GOAL OF THE EXERCISE:
Pick out each line with the word "this" from the material that follows.

MATERIAL:

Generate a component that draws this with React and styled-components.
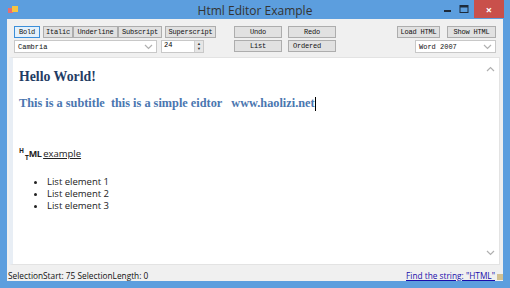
import React from 'react';
import styled, { createGlobalStyle } from 'styled-components';

const GlobalStyle = createGlobalStyle`
  html, body {
    margin: 0;
    padding: 0;
    width: 510px;
    height: 288px;
    overflow: hidden;
    background: #5c9ede;
  }
`;

const Window = styled.div`
  width: 510px;
  height: 288px;
  box-sizing: border-box;
  background: #5c9ede;
  display: flex;
  flex-direction: column;
  padding-bottom: 7px;
  font-family: 'Open Sans', 'Liberation Sans', sans-serif;
`;

const TitleBar = styled.div`
  height: 19px;
  flex: none;
  display: flex;
  align-items: center;
  padding: 0 6px 0 8px;
`;

const AppIcon = styled.div`
  width: 10px;
  height: 9px;
  position: relative;
  margin-top: 2px;
  &::before {
    content: '';
    position: absolute;
    left: 0;
    top: 2px;
    width: 5px;
    height: 5px;
    background: #e86f6f;
  }
  &::after {
    content: '';
    position: absolute;
    left: 4px;
    top: 0;
    width: 6px;
    height: 6px;
    background: #f5c542;
  }
`;

const Title = styled.div`
  flex: 1;
  text-align: center;
  font-size: 12px;
  color: #333;
  padding-left: 50px;
  margin-top: 1px;
`;

const Controls = styled.div`
  display: flex;
  align-items: flex-start;
  height: 19px;
  gap: 2px;
`;

const CtrlBtn = styled.div`
  width: ${(p) => p.$w}px;
  height: 18px;
  display: flex;
  align-items: center;
  justify-content: center;
  background: ${(p) => (p.$close ? '#c9504b' : 'transparent')};
  color: white;
  font-size: 11px;
  font-weight: bold;
`;

const Client = styled.div`
  flex: 1;
  min-height: 0;
  margin: 0 7px;
  background: #f0f0f0;
  display: flex;
  flex-direction: column;
`;

const Toolbar = styled.div`
  display: flex;
  flex: none;
  padding: 7px 7px 0 7px;
  height: 27px;
`;

const Group = styled.div`
  display: flex;
  flex-direction: column;
  gap: 2px;
  margin-left: ${(p) => p.$ml || 0}px;
`;

const Row = styled.div`
  display: flex;
  gap: ${(p) => p.$gap || 0}px;
  align-items: center;
`;

const Btn = styled.div`
  width: ${(p) => p.$w}px;
  height: 12px;
  box-sizing: border-box;
  border: 1px solid ${(p) => (p.$active ? '#3c8fd9' : '#adadad')};
  background: ${(p) => (p.$active ? '#e5f1fb' : '#e1e1e1')};
  font-family: 'Liberation Mono', monospace;
  font-size: 7px;
  color: #111;
  display: flex;
  align-items: center;
  justify-content: ${(p) => (p.$left ? 'flex-start' : 'center')};
  padding-left: ${(p) => (p.$left ? 4 : 0)}px;
  letter-spacing: -0.2px;
`;

const Combo = styled.div`
  width: ${(p) => p.$w}px;
  height: 13px;
  box-sizing: border-box;
  border: 1px solid #c8c8c8;
  background: #fff;
  font-family: 'Liberation Mono', monospace;
  font-size: 7px;
  color: #111;
  display: flex;
  align-items: center;
  padding: 0 3px;
  justify-content: space-between;
`;

const Spin = styled.div`
  width: 43px;
  height: 13px;
  box-sizing: border-box;
  border: 1px solid #c8c8c8;
  background: #fff;
  font-family: 'Liberation Mono', monospace;
  font-size: 7px;
  display: flex;
  align-items: flex-start;
  justify-content: space-between;
  padding-left: 2px;
`;

const SpinArrows = styled.div`
  width: 8px;
  height: 11px;
  background: #e6e6e6;
  border-left: 1px solid #d0d0d0;
  display: flex;
  flex-direction: column;
  align-items: center;
  justify-content: space-around;
  font-size: 4px;
  line-height: 4px;
  color: #333;
`;

const Spacer = styled.div`
  flex: 1;
`;

const EditorBox = styled.div`
  margin: 4px 3px 0 2px;
  height: 208px;
  flex: none;
  box-sizing: border-box;
  border: 1px solid #e3e3e3;
  border-left: 4px solid #e8eef5;
  background: #fff;
  display: flex;
`;

const Content = styled.div`
  flex: 1;
  padding: 10px 0 0 6px;
  color: #111;
`;

const H1 = styled.div`
  font-family: 'Liberation Serif', 'DejaVu Serif', serif;
  font-weight: bold;
  font-size: 13.8px;
  color: #1f3c64;
  line-height: 18px;
`;

const Subtitle = styled.div`
  font-family: 'Liberation Serif', 'DejaVu Serif', serif;
  font-weight: bold;
  font-size: 12.3px;
  color: #4a76b0;
  margin-top: 10px;
  white-space: pre;
  display: flex;
  align-items: center;
`;

const Caret = styled.span`
  display: inline-block;
  width: 1px;
  height: 14px;
  background: #000;
`;

const HtmlLine = styled.div`
  margin-top: 36px;
  font-family: 'Open Sans', 'Liberation Sans', sans-serif;
  font-size: 9.5px;
  display: flex;
  align-items: baseline;
  color: #222;
`;

const Sup = styled.span`
  font-weight: bold;
  font-size: 6.5px;
  position: relative;
  top: -4px;
`;

const Sub = styled.span`
  font-weight: bold;
  font-size: 6.5px;
  position: relative;
  top: 3px;
  margin-left: 1px;
`;

const Bold = styled.span`
  font-weight: bold;
  font-size: 9px;
  letter-spacing: -0.6px;
  margin-right: 2px;
`;

const Under = styled.span`
  text-decoration: underline;
`;

const List = styled.ul`
  margin: 16px 0 0 0;
  padding-left: 28px;
  font-family: 'Open Sans', 'Liberation Sans', sans-serif;
  font-size: 9.5px;
  line-height: 12px;
  color: #222;
  li::marker {
    font-size: 9px;
  }
`;

const Scroll = styled.div`
  width: 17px;
  display: flex;
  flex-direction: column;
  justify-content: space-between;
  align-items: center;
  padding: 8px 0 8px;
`;

const StatusBar = styled.div`
  flex: 1;
  display: flex;
  align-items: center;
  justify-content: space-between;
  padding: 4px 0 0 1px;
  font-family: 'Open Sans', 'Liberation Sans', sans-serif;
  font-size: 8.3px;
  color: #111;
`;

const StatusRight = styled.div`
  position: relative;
  padding-right: 8px;
  display: flex;
  align-items: center;
  align-self: stretch;
`;

const StatusLink = styled.span`
  color: #1a0dab;
  text-decoration: underline;
`;

const Grip = styled.div`
  position: absolute;
  right: 0;
  bottom: 1px;
  width: 6px;
  height: 6px;
  background: radial-gradient(circle, #c8b070 0.6px, transparent 1px) 0 0 / 2px 2px;
`;

const Chevron = ({ up }) => (
  <svg width="9" height="6" viewBox="0 0 9 6">
    <path
      d={up ? 'M1 5 L4.5 1.5 L8 5' : 'M1 1 L4.5 4.5 L8 1'}
      fill="none"
      stroke="#b0b0b0"
      strokeWidth="1.2"
    />
  </svg>
);

export default function App() {
  return (
    <>
      <GlobalStyle />
      <Window>
        <TitleBar>
          <AppIcon />
          <Title>Html Editor Example</Title>
          <Controls>
            <CtrlBtn $w={12}>
              <svg width="8" height="8" viewBox="0 0 8 8">
                <rect x="0" y="5" width="7" height="2" fill="#1d2a3a" />
              </svg>
            </CtrlBtn>
            <CtrlBtn $w={16}>
              <svg width="10" height="8" viewBox="0 0 10 8">
                <rect x="1" y="0.5" width="8" height="7" fill="none" stroke="#1d2a3a" strokeWidth="1" />
                <rect x="1" y="0.5" width="8" height="2" fill="#1d2a3a" />
              </svg>
            </CtrlBtn>
            <CtrlBtn $w={30} $close>×</CtrlBtn>
          </Controls>
        </TitleBar>
        <Client>
          <Toolbar>
            <Group>
              <Row $gap={3}>
                <Btn $w={26} $active>Bold</Btn>
                <Row>
                  <Btn $w={30}>Italic</Btn>
                  <Btn $w={45}>Underline</Btn>
                  <Btn $w={44}>Subscript</Btn>
                </Row>
                <Btn $w={51}>Superscript</Btn>
              </Row>
              <Row $gap={4}>
                <Combo $w={143}>
                  <span>Cambria</span>
                  <Chevron />
                </Combo>
                <Spin>
                  <span>24</span>
                  <SpinArrows>
                    <span>▲</span>
                    <span>▼</span>
                  </SpinArrows>
                </Spin>
              </Row>
            </Group>
            <Group $ml={18}>
              <Row $gap={6}>
                <Btn $w={48}>Undo</Btn>
                <Btn $w={48}>Redo</Btn>
              </Row>
              <Row $gap={6}>
                <Btn $w={48}>List</Btn>
                <Btn $w={48} $left>Ordered</Btn>
              </Row>
            </Group>
            <Spacer />
            <Group>
              <Row $gap={7}>
                <Btn $w={43}>Load HTML</Btn>
                <Btn $w={49}>Show HTML</Btn>
              </Row>
              <Row>
                <Spacer />
                <Combo $w={81}>
                  <span>Word 2007</span>
                  <Chevron />
                </Combo>
              </Row>
            </Group>
          </Toolbar>
          <EditorBox>
            <Content>
              <H1>Hello World!</H1>
              <Subtitle>
                This is a subtitle  this is a simple eidtor   www.haolizi.net
                <Caret />
              </Subtitle>
              <HtmlLine>
                <Sup>H</Sup>
                <Sub>T</Sub>
                <Bold>ML</Bold>
                <Under>example</Under>
              </HtmlLine>
              <List>
                <li>List element 1</li>
                <li>List element 2</li>
                <li>List element 3</li>
              </List>
            </Content>
            <Scroll>
              <Chevron up />
              <Chevron />
            </Scroll>
          </EditorBox>
          <StatusBar>
            <span>SelectionStart: 75 SelectionLength: 0</span>
            <StatusRight>
              <StatusLink>Find the string: "HTML"</StatusLink>
              <Grip />
            </StatusRight>
          </StatusBar>
        </Client>
      </Window>
    </>
  );
}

ANSWER IN FULL:
Generate a component that draws this with React and styled-components.
                This is a subtitle  this is a simple eidtor   www.haolizi.net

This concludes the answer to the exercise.